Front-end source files
--- BEGIN ---
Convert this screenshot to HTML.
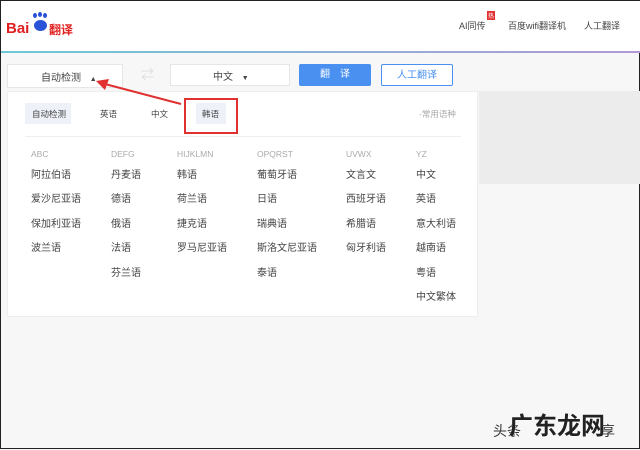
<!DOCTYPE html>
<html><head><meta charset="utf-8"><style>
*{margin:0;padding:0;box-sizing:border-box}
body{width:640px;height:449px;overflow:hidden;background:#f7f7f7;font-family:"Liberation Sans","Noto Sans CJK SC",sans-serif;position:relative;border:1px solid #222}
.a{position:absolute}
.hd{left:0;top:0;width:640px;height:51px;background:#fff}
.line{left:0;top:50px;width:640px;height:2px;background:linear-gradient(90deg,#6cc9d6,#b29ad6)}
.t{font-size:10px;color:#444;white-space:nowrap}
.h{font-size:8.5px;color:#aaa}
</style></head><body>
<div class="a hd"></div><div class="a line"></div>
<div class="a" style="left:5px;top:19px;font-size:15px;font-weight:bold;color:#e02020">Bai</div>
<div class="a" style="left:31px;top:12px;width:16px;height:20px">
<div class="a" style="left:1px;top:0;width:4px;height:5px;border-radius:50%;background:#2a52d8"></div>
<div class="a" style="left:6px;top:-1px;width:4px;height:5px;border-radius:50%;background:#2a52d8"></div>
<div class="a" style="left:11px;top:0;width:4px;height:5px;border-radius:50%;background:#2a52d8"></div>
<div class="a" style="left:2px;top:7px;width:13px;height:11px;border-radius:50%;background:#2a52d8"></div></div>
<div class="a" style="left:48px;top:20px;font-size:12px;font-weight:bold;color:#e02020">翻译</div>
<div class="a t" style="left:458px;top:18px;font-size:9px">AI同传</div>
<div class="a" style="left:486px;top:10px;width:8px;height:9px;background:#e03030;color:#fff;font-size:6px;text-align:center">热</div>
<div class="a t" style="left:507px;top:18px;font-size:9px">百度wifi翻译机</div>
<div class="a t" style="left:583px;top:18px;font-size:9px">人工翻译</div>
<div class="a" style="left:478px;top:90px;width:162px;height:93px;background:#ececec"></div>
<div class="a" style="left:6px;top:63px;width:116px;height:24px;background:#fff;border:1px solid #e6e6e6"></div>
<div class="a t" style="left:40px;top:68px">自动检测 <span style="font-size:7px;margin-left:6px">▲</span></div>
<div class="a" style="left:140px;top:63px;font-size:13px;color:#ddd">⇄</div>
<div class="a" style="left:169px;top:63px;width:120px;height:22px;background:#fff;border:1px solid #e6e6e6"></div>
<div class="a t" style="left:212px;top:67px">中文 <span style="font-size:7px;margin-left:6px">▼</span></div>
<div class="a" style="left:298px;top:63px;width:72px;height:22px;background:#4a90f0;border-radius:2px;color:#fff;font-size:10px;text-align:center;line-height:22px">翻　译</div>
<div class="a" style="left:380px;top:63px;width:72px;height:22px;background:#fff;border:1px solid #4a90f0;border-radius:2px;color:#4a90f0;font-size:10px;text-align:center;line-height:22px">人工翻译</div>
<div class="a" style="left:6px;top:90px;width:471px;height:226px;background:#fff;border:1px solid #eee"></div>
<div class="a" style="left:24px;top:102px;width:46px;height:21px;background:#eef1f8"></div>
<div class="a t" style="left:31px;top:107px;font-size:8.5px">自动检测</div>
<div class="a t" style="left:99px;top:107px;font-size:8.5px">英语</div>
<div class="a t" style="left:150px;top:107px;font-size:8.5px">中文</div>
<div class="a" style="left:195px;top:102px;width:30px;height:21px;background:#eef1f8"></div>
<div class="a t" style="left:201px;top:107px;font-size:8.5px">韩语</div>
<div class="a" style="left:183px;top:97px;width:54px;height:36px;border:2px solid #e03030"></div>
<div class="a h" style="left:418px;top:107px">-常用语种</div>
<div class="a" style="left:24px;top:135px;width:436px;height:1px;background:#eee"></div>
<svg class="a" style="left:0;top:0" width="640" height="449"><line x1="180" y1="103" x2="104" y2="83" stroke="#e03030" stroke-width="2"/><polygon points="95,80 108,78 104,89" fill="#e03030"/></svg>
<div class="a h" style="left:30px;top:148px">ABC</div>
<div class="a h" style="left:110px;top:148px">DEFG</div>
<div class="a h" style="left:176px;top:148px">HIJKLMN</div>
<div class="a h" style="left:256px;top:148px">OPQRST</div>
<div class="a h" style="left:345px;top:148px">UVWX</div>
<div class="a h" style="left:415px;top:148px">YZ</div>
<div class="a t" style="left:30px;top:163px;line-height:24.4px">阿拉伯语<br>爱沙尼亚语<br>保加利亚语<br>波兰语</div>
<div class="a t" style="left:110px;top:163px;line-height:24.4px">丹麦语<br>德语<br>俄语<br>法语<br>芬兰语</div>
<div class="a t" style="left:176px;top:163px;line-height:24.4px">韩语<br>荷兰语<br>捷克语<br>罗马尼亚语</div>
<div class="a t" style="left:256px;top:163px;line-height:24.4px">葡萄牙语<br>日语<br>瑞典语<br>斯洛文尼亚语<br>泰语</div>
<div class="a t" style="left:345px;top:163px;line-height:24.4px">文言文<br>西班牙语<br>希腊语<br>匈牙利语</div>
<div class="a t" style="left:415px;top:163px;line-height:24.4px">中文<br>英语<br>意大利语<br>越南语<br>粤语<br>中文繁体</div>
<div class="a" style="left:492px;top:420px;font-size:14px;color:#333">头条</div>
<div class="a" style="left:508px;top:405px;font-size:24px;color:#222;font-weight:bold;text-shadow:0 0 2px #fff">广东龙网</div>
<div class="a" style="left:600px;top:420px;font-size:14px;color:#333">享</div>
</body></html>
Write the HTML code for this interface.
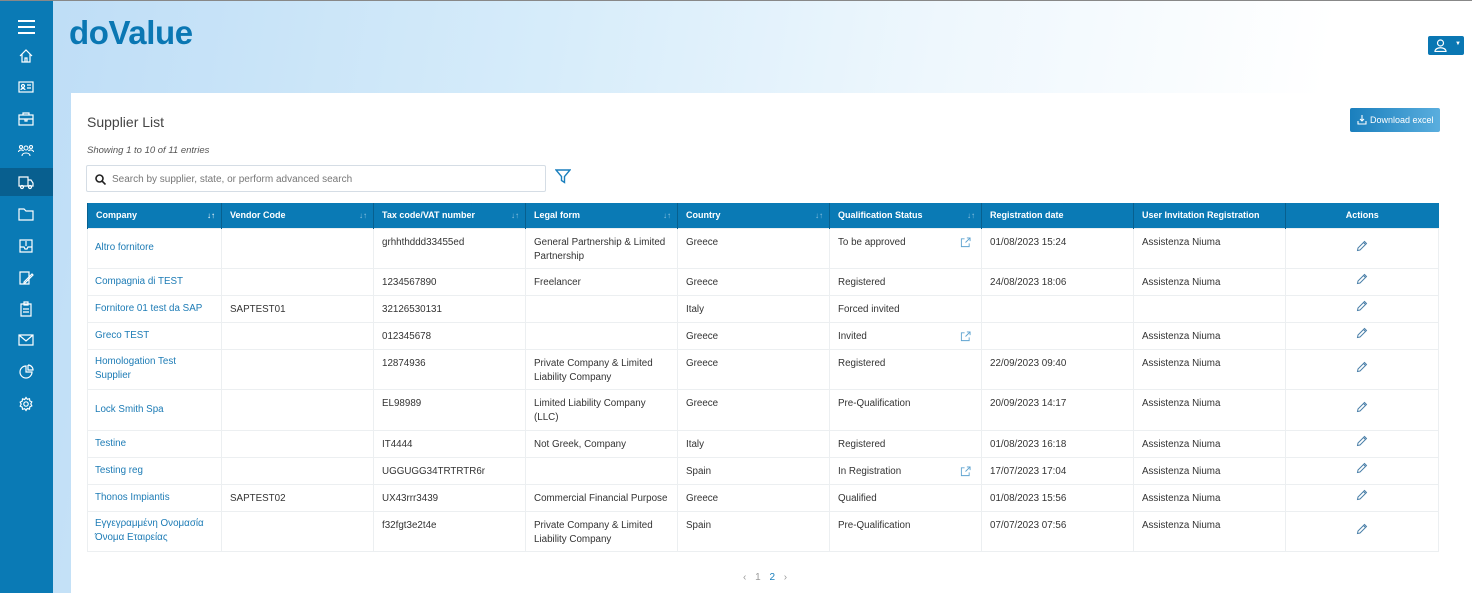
--- END ---
# REQUIREMENT:
Each record above should come back exactly the same, only without its pictures.

# FINAL ANSWER:
Convert this screenshot to HTML.
<!DOCTYPE html>
<html><head><meta charset="utf-8"><style>
*{margin:0;padding:0;box-sizing:border-box}
body{width:640px;height:449px;overflow:hidden;background:#f7f7f7;font-family:"Liberation Sans","Noto Sans CJK SC",sans-serif;position:relative;border:1px solid #222}
.a{position:absolute}
.hd{left:0;top:0;width:640px;height:51px;background:#fff}
.line{left:0;top:50px;width:640px;height:2px;background:linear-gradient(90deg,#6cc9d6,#b29ad6)}
.t{font-size:10px;color:#444;white-space:nowrap}
.h{font-size:8.5px;color:#aaa}
</style></head><body>
<div class="a hd"></div><div class="a line"></div>
<div class="a" style="left:5px;top:19px;font-size:15px;font-weight:bold;color:#e02020">Bai</div>
<div class="a" style="left:31px;top:12px;width:16px;height:20px">
<div class="a" style="left:1px;top:0;width:4px;height:5px;border-radius:50%;background:#2a52d8"></div>
<div class="a" style="left:6px;top:-1px;width:4px;height:5px;border-radius:50%;background:#2a52d8"></div>
<div class="a" style="left:11px;top:0;width:4px;height:5px;border-radius:50%;background:#2a52d8"></div>
<div class="a" style="left:2px;top:7px;width:13px;height:11px;border-radius:50%;background:#2a52d8"></div></div>
<div class="a" style="left:48px;top:20px;font-size:12px;font-weight:bold;color:#e02020">翻译</div>
<div class="a t" style="left:458px;top:18px;font-size:9px">AI同传</div>
<div class="a" style="left:486px;top:10px;width:8px;height:9px;background:#e03030;color:#fff;font-size:6px;text-align:center">热</div>
<div class="a t" style="left:507px;top:18px;font-size:9px">百度wifi翻译机</div>
<div class="a t" style="left:583px;top:18px;font-size:9px">人工翻译</div>
<div class="a" style="left:478px;top:90px;width:162px;height:93px;background:#ececec"></div>
<div class="a" style="left:6px;top:63px;width:116px;height:24px;background:#fff;border:1px solid #e6e6e6"></div>
<div class="a t" style="left:40px;top:68px">自动检测 <span style="font-size:7px;margin-left:6px">▲</span></div>
<div class="a" style="left:140px;top:63px;font-size:13px;color:#ddd">⇄</div>
<div class="a" style="left:169px;top:63px;width:120px;height:22px;background:#fff;border:1px solid #e6e6e6"></div>
<div class="a t" style="left:212px;top:67px">中文 <span style="font-size:7px;margin-left:6px">▼</span></div>
<div class="a" style="left:298px;top:63px;width:72px;height:22px;background:#4a90f0;border-radius:2px;color:#fff;font-size:10px;text-align:center;line-height:22px">翻　译</div>
<div class="a" style="left:380px;top:63px;width:72px;height:22px;background:#fff;border:1px solid #4a90f0;border-radius:2px;color:#4a90f0;font-size:10px;text-align:center;line-height:22px">人工翻译</div>
<div class="a" style="left:6px;top:90px;width:471px;height:226px;background:#fff;border:1px solid #eee"></div>
<div class="a" style="left:24px;top:102px;width:46px;height:21px;background:#eef1f8"></div>
<div class="a t" style="left:31px;top:107px;font-size:8.5px">自动检测</div>
<div class="a t" style="left:99px;top:107px;font-size:8.5px">英语</div>
<div class="a t" style="left:150px;top:107px;font-size:8.5px">中文</div>
<div class="a" style="left:195px;top:102px;width:30px;height:21px;background:#eef1f8"></div>
<div class="a t" style="left:201px;top:107px;font-size:8.5px">韩语</div>
<div class="a" style="left:183px;top:97px;width:54px;height:36px;border:2px solid #e03030"></div>
<div class="a h" style="left:418px;top:107px">-常用语种</div>
<div class="a" style="left:24px;top:135px;width:436px;height:1px;background:#eee"></div>
<svg class="a" style="left:0;top:0" width="640" height="449"><line x1="180" y1="103" x2="104" y2="83" stroke="#e03030" stroke-width="2"/><polygon points="95,80 108,78 104,89" fill="#e03030"/></svg>
<div class="a h" style="left:30px;top:148px">ABC</div>
<div class="a h" style="left:110px;top:148px">DEFG</div>
<div class="a h" style="left:176px;top:148px">HIJKLMN</div>
<div class="a h" style="left:256px;top:148px">OPQRST</div>
<div class="a h" style="left:345px;top:148px">UVWX</div>
<div class="a h" style="left:415px;top:148px">YZ</div>
<div class="a t" style="left:30px;top:163px;line-height:24.4px">阿拉伯语<br>爱沙尼亚语<br>保加利亚语<br>波兰语</div>
<div class="a t" style="left:110px;top:163px;line-height:24.4px">丹麦语<br>德语<br>俄语<br>法语<br>芬兰语</div>
<div class="a t" style="left:176px;top:163px;line-height:24.4px">韩语<br>荷兰语<br>捷克语<br>罗马尼亚语</div>
<div class="a t" style="left:256px;top:163px;line-height:24.4px">葡萄牙语<br>日语<br>瑞典语<br>斯洛文尼亚语<br>泰语</div>
<div class="a t" style="left:345px;top:163px;line-height:24.4px">文言文<br>西班牙语<br>希腊语<br>匈牙利语</div>
<div class="a t" style="left:415px;top:163px;line-height:24.4px">中文<br>英语<br>意大利语<br>越南语<br>粤语<br>中文繁体</div>
<div class="a" style="left:492px;top:420px;font-size:14px;color:#333">头条</div>
<div class="a" style="left:508px;top:405px;font-size:24px;color:#222;font-weight:bold;text-shadow:0 0 2px #fff">广东龙网</div>
<div class="a" style="left:600px;top:420px;font-size:14px;color:#333">享</div>
</body></html>
Write the HTML code for this interface.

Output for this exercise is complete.